AMR Pilot Leader Bates Held an Impossible Job
DALLAS (TheStreet) -- The surprise is not that Dave Bates stepped down as president of the pilots union at American (AAMRQ.PK) last week, but rather that he lasted for two years.
Bates resigned under pressure on Thursday, after pilots voted to reject a tentative contract offer he had backed.
"I thought it was the best deal we could get," he said Sunday, in an exclusive interview. "When the members decisively rejected that, they were voting for a change of direction.
"I thought it was best to step down and let (union leaders) select someone who more accurately reflects what the members wanted," he said. "I didn't want a divisive battle."
Few jobs are more difficult than leading an airline union down the concessionary path that bankruptcy demands. In general, union leaders who manage this task are quickly cast aside, although some do manage to make it to the end of the bankruptcy process.
Bates was a leader who realized that a union succeeds only if the company employing its members also succeeds. His predecessor, by contrast, reveled in an adversarial relationship and eschewed compromise and, as a result, failed to accomplish anything at all.
The future seemed promising when Bates took over as president of the Allied Pilots Association in July 2010. "I came in with the intent to return our pilots to where we needed to be in the industry," Bates said. "I never wavered from that until American filed for bankruptcy."
Unfortunately, even then, American was losing money and spiraling towards bankruptcy.
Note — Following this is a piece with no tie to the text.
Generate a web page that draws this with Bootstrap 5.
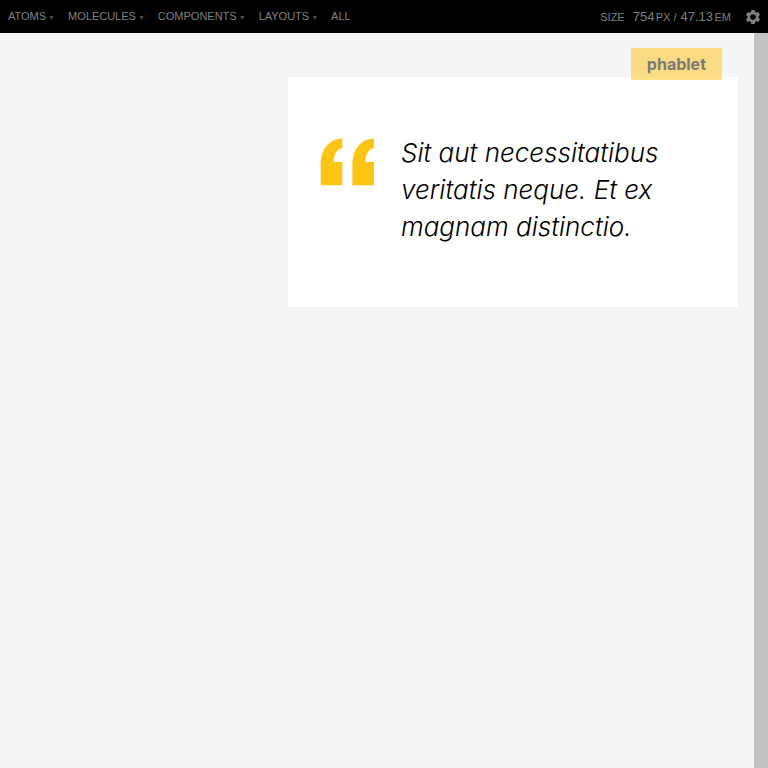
<!DOCTYPE html>
<html lang="en">
<head>
<meta charset="utf-8">
<meta name="viewport" content="width=device-width, initial-scale=1">
<title>Pattern Lab</title>
<link rel="stylesheet" href="https://cdn.jsdelivr.net/npm/bootstrap@5.3.0/dist/css/bootstrap.min.css">
<style>
body { background: #f5f5f5; font-family: "Liberation Sans", Arial, sans-serif; }
.pl-bar { background: #000; color: #808080; height: 33px; font-size: 11px; line-height: 16px; }
.pl-bar button { color: #808080; font-size: 11px; line-height: 16px; padding: 0 5px 0 8px; }
.pl-bar .pl-item { color: #808080; padding: 0 8px; }
.pl-bar .pl-caret { color: #4d4d4d; font-size: 7px; margin-left: 2px; }
.pl-bar input { width: 23px; height: 16px; font-size: 13px; color: #808080; }
.pl-bar input.pl-em { width: 34px; }
.pl-bar .pl-tools { padding-right: 8px; }
.pl-bar .pl-gear { margin-left: 15px; }
.pl-handle { width: 14px; background: #c2c2c2; }
.quote-panel { width: 450px; margin-top: 44px; margin-right: 16px; padding: 57px 32px 62px; }
.quote-mark { width: 54px; height: 48px; margin-top: 4px; margin-right: 27px; }
.quote-text { font: italic 300 26px/37px Inter, "Liberation Sans", sans-serif; color: #000; }
.size-flag { top: -29px; right: 16px; padding: 0 16px; background: #fdc513; color: #000; opacity: .5; font: 700 16px/32px Inter, sans-serif; }
</style>
<script src="https://cdn.jsdelivr.net/npm/bootstrap@5.3.0/dist/js/bootstrap.bundle.min.js"></script>
</head>
<body class="d-flex flex-column min-vh-100">
<header class="pl-bar d-flex align-items-center justify-content-between">
  <nav class="d-flex" aria-label="Patterns">
    <button type="button" class="btn border-0 rounded-0">ATOMS<span class="pl-caret">▼</span></button>
    <button type="button" class="btn border-0 rounded-0">MOLECULES<span class="pl-caret">▼</span></button>
    <button type="button" class="btn border-0 rounded-0">COMPONENTS<span class="pl-caret">▼</span></button>
    <button type="button" class="btn border-0 rounded-0">LAYOUTS<span class="pl-caret">▼</span></button>
    <a href="#" class="pl-item text-decoration-none">ALL</a>
  </nav>
  <form class="pl-tools d-flex align-items-center">
    <label for="size-px" class="me-2">SIZE</label>
    <input id="size-px" class="border-0 bg-transparent p-0" value="754"><span class="me-1">PX /</span>
    <input id="size-em" class="pl-em border-0 bg-transparent p-0" value="47.13" aria-label="Size in em"><span>EM</span>
    <button type="button" class="pl-gear btn border-0 d-flex p-0" aria-label="Settings">
      <svg width="14" height="14" viewBox="0 0 14 14" aria-hidden="true"><path fill="#808080" fill-rule="evenodd" d="M5.300 0h3.400l.4 2 1.200.7 2-.7L14 4.800 12.500 6.200v1.600L14 9.200 12.300 12l-2-.7-1.200.7-.4 2H5.300l-.4-2-1.200-.7-2 .7L0 9.200 1.500 7.800V6.200L0 4.800 1.700 2l2 .7L4.900 2zM7 4.200a2.800 2.800 0 1 0 0 5.600 2.800 2.800 0 0 0 0-5.600z"/></svg>
    </button>
  </form>
</header>
<main class="d-flex flex-grow-1">
  <section class="flex-grow-1 d-flex justify-content-end align-items-start">
    <div class="quote-panel bg-white position-relative d-flex align-items-start">
      <span class="size-flag position-absolute">phablet</span>
      <svg class="quote-mark flex-shrink-0" viewBox="0 0 54 48" aria-hidden="true"><path fill="#fdc513" d="M22.300.5v9.200C17 11 14 16 13.700 24h8.600v23.300H.7V27C.7 11 9 1 22.300.5zM54 .5v9.200C48.700 11 45.700 16 45.400 24H54v23.300H32.400V27C32.400 11 40.700 1 54 .5z"/></svg>
      <blockquote class="quote-text mb-0">Sit aut necessitatibus veritatis neque. Et ex magnam distinctio.</blockquote>
    </div>
  </section>
  <div class="pl-handle"></div>
</main>
</body>
</html>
As a result, "we could never come together," Bates said. "The agreement we were offered was not one I was going to bring to members."
In October 2011, the airline publicly announced a contract offer, but the chance of approval was so slight that the union did not call for a vote. As Dallas Morning News American beat reporter Terry Maxon wrote at the time, "We may be at the point now where management has gone as far as it can with a deal that doesn't go nearly far enough for the pilots to approve."
Soon after the contract effort failed, American sought bankruptcy protection. In bankruptcy, a company can impose a contract. "In bankruptcy things are taken away from you by the force of law," Bates said. "Under these conditions, the job of a union leader is to protect as much of our contract agreement as possible."